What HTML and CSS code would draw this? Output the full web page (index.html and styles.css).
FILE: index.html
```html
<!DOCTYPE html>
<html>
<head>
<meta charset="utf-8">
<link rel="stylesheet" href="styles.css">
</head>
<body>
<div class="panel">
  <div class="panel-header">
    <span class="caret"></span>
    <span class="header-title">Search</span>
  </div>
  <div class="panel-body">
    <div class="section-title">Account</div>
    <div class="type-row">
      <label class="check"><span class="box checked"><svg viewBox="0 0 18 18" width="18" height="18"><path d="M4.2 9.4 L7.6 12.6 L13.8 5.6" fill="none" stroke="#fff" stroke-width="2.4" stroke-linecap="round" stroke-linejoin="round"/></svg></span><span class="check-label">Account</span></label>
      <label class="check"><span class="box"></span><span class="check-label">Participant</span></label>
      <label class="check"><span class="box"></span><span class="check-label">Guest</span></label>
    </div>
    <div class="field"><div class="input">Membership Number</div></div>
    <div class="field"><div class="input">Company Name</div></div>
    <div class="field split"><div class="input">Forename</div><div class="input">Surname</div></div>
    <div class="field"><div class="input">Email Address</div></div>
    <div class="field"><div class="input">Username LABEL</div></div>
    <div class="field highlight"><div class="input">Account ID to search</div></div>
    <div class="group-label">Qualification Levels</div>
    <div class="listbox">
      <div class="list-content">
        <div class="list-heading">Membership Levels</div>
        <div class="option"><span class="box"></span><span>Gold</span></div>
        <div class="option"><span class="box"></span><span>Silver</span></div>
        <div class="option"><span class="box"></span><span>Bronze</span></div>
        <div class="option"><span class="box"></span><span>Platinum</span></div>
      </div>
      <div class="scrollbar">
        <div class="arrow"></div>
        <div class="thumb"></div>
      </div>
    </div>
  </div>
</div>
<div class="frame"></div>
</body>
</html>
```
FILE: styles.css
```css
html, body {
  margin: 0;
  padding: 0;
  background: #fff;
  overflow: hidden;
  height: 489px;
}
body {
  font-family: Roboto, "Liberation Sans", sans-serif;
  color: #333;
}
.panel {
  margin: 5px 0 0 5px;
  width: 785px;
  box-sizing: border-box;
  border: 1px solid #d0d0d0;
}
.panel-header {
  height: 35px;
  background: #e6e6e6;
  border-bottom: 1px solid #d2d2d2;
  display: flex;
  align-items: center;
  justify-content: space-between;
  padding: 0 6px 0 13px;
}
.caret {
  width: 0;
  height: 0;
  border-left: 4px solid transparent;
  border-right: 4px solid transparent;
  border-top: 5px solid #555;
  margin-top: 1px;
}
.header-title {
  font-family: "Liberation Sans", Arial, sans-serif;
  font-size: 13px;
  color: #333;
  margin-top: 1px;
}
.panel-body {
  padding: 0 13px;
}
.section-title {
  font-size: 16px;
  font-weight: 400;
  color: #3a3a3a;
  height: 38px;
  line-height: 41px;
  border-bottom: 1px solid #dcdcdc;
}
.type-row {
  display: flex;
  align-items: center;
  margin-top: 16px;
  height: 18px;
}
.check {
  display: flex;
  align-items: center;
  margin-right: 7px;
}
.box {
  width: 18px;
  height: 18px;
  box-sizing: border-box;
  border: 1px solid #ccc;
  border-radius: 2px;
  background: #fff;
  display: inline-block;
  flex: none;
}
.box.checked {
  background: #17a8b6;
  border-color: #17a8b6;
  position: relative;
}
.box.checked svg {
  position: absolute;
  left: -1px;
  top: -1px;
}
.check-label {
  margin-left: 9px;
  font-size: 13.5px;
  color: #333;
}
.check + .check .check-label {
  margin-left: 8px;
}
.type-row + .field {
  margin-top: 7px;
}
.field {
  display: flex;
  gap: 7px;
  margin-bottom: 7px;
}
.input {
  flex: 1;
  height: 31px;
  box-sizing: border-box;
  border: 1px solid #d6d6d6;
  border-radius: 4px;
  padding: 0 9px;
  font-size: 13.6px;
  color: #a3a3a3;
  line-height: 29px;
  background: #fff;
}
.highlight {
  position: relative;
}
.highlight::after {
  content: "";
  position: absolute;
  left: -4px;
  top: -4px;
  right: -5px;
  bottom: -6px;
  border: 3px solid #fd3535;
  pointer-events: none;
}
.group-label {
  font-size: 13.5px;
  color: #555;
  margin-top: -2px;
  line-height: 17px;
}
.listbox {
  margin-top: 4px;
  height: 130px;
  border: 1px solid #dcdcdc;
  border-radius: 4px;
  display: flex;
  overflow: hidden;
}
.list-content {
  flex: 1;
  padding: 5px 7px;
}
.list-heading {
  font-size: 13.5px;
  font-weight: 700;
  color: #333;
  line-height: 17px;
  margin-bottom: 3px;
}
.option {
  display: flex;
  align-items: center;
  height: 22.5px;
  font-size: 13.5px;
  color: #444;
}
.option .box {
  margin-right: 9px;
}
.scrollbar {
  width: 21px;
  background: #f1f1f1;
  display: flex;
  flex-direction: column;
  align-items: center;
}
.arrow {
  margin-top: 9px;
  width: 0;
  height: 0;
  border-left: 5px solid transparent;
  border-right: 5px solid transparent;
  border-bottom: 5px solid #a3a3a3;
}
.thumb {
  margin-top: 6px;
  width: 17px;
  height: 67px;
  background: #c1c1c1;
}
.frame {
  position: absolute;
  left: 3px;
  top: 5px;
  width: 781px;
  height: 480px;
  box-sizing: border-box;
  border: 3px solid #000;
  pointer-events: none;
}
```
- - - - - - -
#### [Goal]
Make an exact copy of all the data.

#### [Exercise output]
What HTML and CSS code would draw this? Output the full web page (index.html and styles.css).
FILE: index.html
```html
<!DOCTYPE html>
<html>
<head>
<meta charset="utf-8">
<link rel="stylesheet" href="styles.css">
</head>
<body>
<div class="panel">
  <div class="panel-header">
    <span class="caret"></span>
    <span class="header-title">Search</span>
  </div>
  <div class="panel-body">
    <div class="section-title">Account</div>
    <div class="type-row">
      <label class="check"><span class="box checked"><svg viewBox="0 0 18 18" width="18" height="18"><path d="M4.2 9.4 L7.6 12.6 L13.8 5.6" fill="none" stroke="#fff" stroke-width="2.4" stroke-linecap="round" stroke-linejoin="round"/></svg></span><span class="check-label">Account</span></label>
      <label class="check"><span class="box"></span><span class="check-label">Participant</span></label>
      <label class="check"><span class="box"></span><span class="check-label">Guest</span></label>
    </div>
    <div class="field"><div class="input">Membership Number</div></div>
    <div class="field"><div class="input">Company Name</div></div>
    <div class="field split"><div class="input">Forename</div><div class="input">Surname</div></div>
    <div class="field"><div class="input">Email Address</div></div>
    <div class="field"><div class="input">Username LABEL</div></div>
    <div class="field highlight"><div class="input">Account ID to search</div></div>
    <div class="group-label">Qualification Levels</div>
    <div class="listbox">
      <div class="list-content">
        <div class="list-heading">Membership Levels</div>
        <div class="option"><span class="box"></span><span>Gold</span></div>
        <div class="option"><span class="box"></span><span>Silver</span></div>
        <div class="option"><span class="box"></span><span>Bronze</span></div>
        <div class="option"><span class="box"></span><span>Platinum</span></div>
      </div>
      <div class="scrollbar">
        <div class="arrow"></div>
        <div class="thumb"></div>
      </div>
    </div>
  </div>
</div>
<div class="frame"></div>
</body>
</html>
```
FILE: styles.css
```css
html, body {
  margin: 0;
  padding: 0;
  background: #fff;
  overflow: hidden;
  height: 489px;
}
body {
  font-family: Roboto, "Liberation Sans", sans-serif;
  color: #333;
}
.panel {
  margin: 5px 0 0 5px;
  width: 785px;
  box-sizing: border-box;
  border: 1px solid #d0d0d0;
}
.panel-header {
  height: 35px;
  background: #e6e6e6;
  border-bottom: 1px solid #d2d2d2;
  display: flex;
  align-items: center;
  justify-content: space-between;
  padding: 0 6px 0 13px;
}
.caret {
  width: 0;
  height: 0;
  border-left: 4px solid transparent;
  border-right: 4px solid transparent;
  border-top: 5px solid #555;
  margin-top: 1px;
}
.header-title {
  font-family: "Liberation Sans", Arial, sans-serif;
  font-size: 13px;
  color: #333;
  margin-top: 1px;
}
.panel-body {
  padding: 0 13px;
}
.section-title {
  font-size: 16px;
  font-weight: 400;
  color: #3a3a3a;
  height: 38px;
  line-height: 41px;
  border-bottom: 1px solid #dcdcdc;
}
.type-row {
  display: flex;
  align-items: center;
  margin-top: 16px;
  height: 18px;
}
.check {
  display: flex;
  align-items: center;
  margin-right: 7px;
}
.box {
  width: 18px;
  height: 18px;
  box-sizing: border-box;
  border: 1px solid #ccc;
  border-radius: 2px;
  background: #fff;
  display: inline-block;
  flex: none;
}
.box.checked {
  background: #17a8b6;
  border-color: #17a8b6;
  position: relative;
}
.box.checked svg {
  position: absolute;
  left: -1px;
  top: -1px;
}
.check-label {
  margin-left: 9px;
  font-size: 13.5px;
  color: #333;
}
.check + .check .check-label {
  margin-left: 8px;
}
.type-row + .field {
  margin-top: 7px;
}
.field {
  display: flex;
  gap: 7px;
  margin-bottom: 7px;
}
.input {
  flex: 1;
  height: 31px;
  box-sizing: border-box;
  border: 1px solid #d6d6d6;
  border-radius: 4px;
  padding: 0 9px;
  font-size: 13.6px;
  color: #a3a3a3;
  line-height: 29px;
  background: #fff;
}
.highlight {
  position: relative;
}
.highlight::after {
  content: "";
  position: absolute;
  left: -4px;
  top: -4px;
  right: -5px;
  bottom: -6px;
  border: 3px solid #fd3535;
  pointer-events: none;
}
.group-label {
  font-size: 13.5px;
  color: #555;
  margin-top: -2px;
  line-height: 17px;
}
.listbox {
  margin-top: 4px;
  height: 130px;
  border: 1px solid #dcdcdc;
  border-radius: 4px;
  display: flex;
  overflow: hidden;
}
.list-content {
  flex: 1;
  padding: 5px 7px;
}
.list-heading {
  font-size: 13.5px;
  font-weight: 700;
  color: #333;
  line-height: 17px;
  margin-bottom: 3px;
}
.option {
  display: flex;
  align-items: center;
  height: 22.5px;
  font-size: 13.5px;
  color: #444;
}
.option .box {
  margin-right: 9px;
}
.scrollbar {
  width: 21px;
  background: #f1f1f1;
  display: flex;
  flex-direction: column;
  align-items: center;
}
.arrow {
  margin-top: 9px;
  width: 0;
  height: 0;
  border-left: 5px solid transparent;
  border-right: 5px solid transparent;
  border-bottom: 5px solid #a3a3a3;
}
.thumb {
  margin-top: 6px;
  width: 17px;
  height: 67px;
  background: #c1c1c1;
}
.frame {
  position: absolute;
  left: 3px;
  top: 5px;
  width: 781px;
  height: 480px;
  box-sizing: border-box;
  border: 3px solid #000;
  pointer-events: none;
}
```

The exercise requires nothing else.